Filipe Cortez
Filipe Cortez é um artista cuja capacidade plástica se revela invulgar e distinta. A sua reinterpretação das telas e dos vários materiais que utiliza sugere uma compreensão livre, alargada e plural da criação artística. Explora as áreas da pintura, do desenho, da escultura e, sobretudo, da instalação, através de formas experimentais às quais não é possível ficar indiferente.
Esta sua singularidade criativa e produtiva não passa despercebida, tendo já sido, mais do que uma vez, premiado e integrado em residências artísticas, a primeira das quais, durante seis meses, em Nova Iorque, na Residency Unlimited e, posteriormente, durante dois meses em Taipei ao abrigo da STUPIN.ORG (TKG + Projects), o que lhe possibilitou estabelecer contactos para exposições que realizou em ambas a cidades. Na capital de Taiwan, realizou uma exposição individual, na qual foram compradas cinco peças por uma colecionadora que, no passado mês de abril, expôs as mesmas por ocasião de uma coletiva.
Porém, é no Porto que a grande maioria da sua criação se materializa, numa zona central da cidade, onde tem atelier.

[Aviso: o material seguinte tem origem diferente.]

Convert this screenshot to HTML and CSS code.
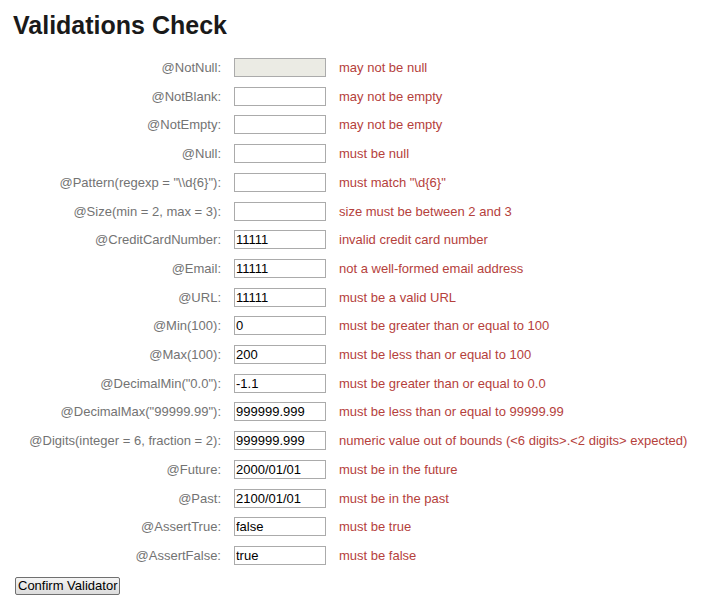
FILE: index.html
```html
<!DOCTYPE html>
<html>
<head>
<meta charset="utf-8">
<title>Validations Check</title>
<link rel="stylesheet" href="styles.css">
</head>
<body>
<h1 class="title">Validations Check</h1>
<form class="form">
  <div class="grid">
    <label class="lbl">@NotNull:</label><input class="inp" type="text" disabled><span class="err">may not be null</span>
    <label class="lbl">@NotBlank:</label><input class="inp" type="text"><span class="err">may not be empty</span>
    <label class="lbl">@NotEmpty:</label><input class="inp" type="text"><span class="err">may not be empty</span>
    <label class="lbl">@Null:</label><input class="inp" type="text"><span class="err">must be null</span>
    <label class="lbl">@Pattern(regexp = "\\d{6}"):</label><input class="inp" type="text"><span class="err">must match "\d{6}"</span>
    <label class="lbl">@Size(min = 2, max = 3):</label><input class="inp" type="text"><span class="err">size must be between 2 and 3</span>
    <label class="lbl">@CreditCardNumber:</label><input class="inp" type="text" value="11111"><span class="err">invalid credit card number</span>
    <label class="lbl">@Email:</label><input class="inp" type="text" value="11111"><span class="err">not a well-formed email address</span>
    <label class="lbl">@URL:</label><input class="inp" type="text" value="11111"><span class="err">must be a valid URL</span>
    <label class="lbl">@Min(100):</label><input class="inp" type="text" value="0"><span class="err">must be greater than or equal to 100</span>
    <label class="lbl">@Max(100):</label><input class="inp" type="text" value="200"><span class="err">must be less than or equal to 100</span>
    <label class="lbl">@DecimalMin("0.0"):</label><input class="inp" type="text" value="-1.1"><span class="err">must be greater than or equal to 0.0</span>
    <label class="lbl">@DecimalMax("99999.99"):</label><input class="inp" type="text" value="999999.999"><span class="err">must be less than or equal to 99999.99</span>
    <label class="lbl">@Digits(integer = 6, fraction = 2):</label><input class="inp" type="text" value="999999.999"><span class="err">numeric value out of bounds (&lt;6 digits&gt;.&lt;2 digits&gt; expected)</span>
    <label class="lbl">@Future:</label><input class="inp" type="text" value="2000/01/01"><span class="err">must be in the future</span>
    <label class="lbl">@Past:</label><input class="inp" type="text" value="2100/01/01"><span class="err">must be in the past</span>
    <label class="lbl">@AssertTrue:</label><input class="inp" type="text" value="false"><span class="err">must be true</span>
    <label class="lbl">@AssertFalse:</label><input class="inp" type="text" value="true"><span class="err">must be false</span>
  </div>
  <button class="btn" type="button">Confirm Validator</button>
</form>
</body>
</html>
```
FILE: styles.css
```css
html, body {
  margin: 0;
  padding: 0;
  background: #ffffff;
}
body {
  font-family: "Liberation Sans", Arial, sans-serif;
  font-size: 13px;
  color: #000;
}
.title {
  margin: 11px 0 0 13px;
  font-size: 25px;
  line-height: 29px;
  font-weight: bold;
  color: #1a1a1a;
}
.form {
  margin: 18px 0 0 0;
}
.grid {
  display: grid;
  grid-template-columns: 221px 104px auto;
  grid-auto-rows: 19px;
  row-gap: 9.706px;
  column-gap: 0;
  align-items: center;
}
.lbl {
  text-align: right;
  color: #737373;
  white-space: nowrap;
}
.inp {
  margin-left: 13px;
  width: 92px;
  height: 19px;
  box-sizing: border-box;
  border: 1px solid #ababab;
  padding: 0 1px;
  font-family: "Liberation Sans", Arial, sans-serif;
  font-size: 13px;
  color: #000;
  background: #fff;
  outline: none;
}
.inp:disabled {
  background: #ebebe4;
}
.err {
  margin-left: 14px;
  color: #b5413c;
  white-space: nowrap;
}
.btn {
  display: block;
  margin: 12px 0 0 15px;
  height: 18px;
  padding: 0 2px;
  font-family: "Liberation Sans", Arial, sans-serif;
  font-size: 13px;
  color: #000;
  background: linear-gradient(#f4f4f4, #dcdcdc);
  border: 1px solid #707070;
  border-radius: 2px;
  line-height: 14px;
}
```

É neste espaço que as suas plásticas e expressões se cruzam, unem e desenvolvem, tornando-se um lugar tão valioso quanto os próprios objetos que nele ganham vida.
Constança Babo – Filipe, o teu trabalho parece dividir-se entre séries de telas e instalações diversificadas nas quais combinas diferentes materiais e formas. Há algo de fundamentalmente distinto entre as várias práticas e matérias que utilizas. Sentes que, em certa medida, se tratam de duas formas de trabalho, ou é toda uma mesma pesquisa, uma mesma procura e igualmente idêntica expressão?
Filipe Cortez – Para mim, tudo parte do mesmo princípio. Não faço qualquer distinção entre as diferentes formas de trabalho. Surgem de forma natural, de um trabalho para o outro, complementando pontos do pensamento ou do conceito. No fundo, todas estas diferentes técnicas passam pelos mesmo ideais.
Layer sobre layer, história sobre história, construção e desconstrução de diferentes tempos. No fim, todas elas se fundem nessa ideia de memória e de efemeridade.
A nível conceptual, o artista interessa-se particularmente pela memória dos edifícios, algo que reconhece ter presente desde criança. Nessa altura, no seu imaginário, desenvolviam-se as histórias dos espaços por onde passava, principalmente quando estes estavam abandonados. Hoje, recorrentemente, esta mesma inquietude assalta-lhe o pensamento, como quando estava em Nova Iorque. Conta que, aí, numa estação de metro, apercebeu-se das várias camadas de tinta que se revelavam nas brechas dos pilares, pintadas umas por cima das outras, cada uma com o seu tempo, a sua história, as suas vivências.
CB – Exploras a memória e o tempo dos edifícios, principalmente dos espaços e ambientes que habitas, conheces e experiencias. Quando concebes um trabalho para apresentar numa determinada cidade e espaço, o urbanismo e a estética da arquitetura destes é o teu ponto de partida ou uma inspiração?
FC – É como se partisse da sombra para a luz. Do esquecimento para a ideia romântica de uma memória. O ponto de partida são os espaços esquecidos, casas ou bairros abandonados, invisíveis para aqueles que diariamente se cruzam com estes.
Em Nova Iorque trabalhei num dos bairros mais antigos de Manhattan e onde começa a história portuária da cidade. Já em Taipei, foi um quarteirão inteiro, fechado e abandonado, com fortes interesses comerciais, numa transformação feroz que a cidade vive com a sua modernização; sem grande espaço para manter a memória ou as raízes da cidade.
Quando estes projetos são expostos, é como se trouxesse para a luz (de um espaço expositivo) histórias e memórias da cidade, perdidas e esquecidas no tempo.
Mais próximo do final do ano, Filipe Cortez apresentará o seu mais recente trabalho em Nova Iorque, numa colectiva com outros artistas portugueses, organizada por Sérgio Parreira e, no horizonte, avizinham-se exposições que ocorrerão tão perto quanto o Porto e tão longe quanto em Hong Kong. Em todas elas, certamente, se encontrarão pinturas ou intervenções com títulos particularmente marcantes e invulgares, são próprios. Relembram-se aqui a Disenchantments, Dissection ou Contamination, alguns deles relacionando-se não somente com as obras que nomeiam, mas também com a relação que elas estabelecem com o espetador. Este último é, de facto, contaminado, intercetado, interpelado e inevitavelmente marcado ao observar tal singular trabalho. Se Filipe Cortez trabalha a memória, é também na do espetador que a sua obra se fixa, de modo único e atemporal.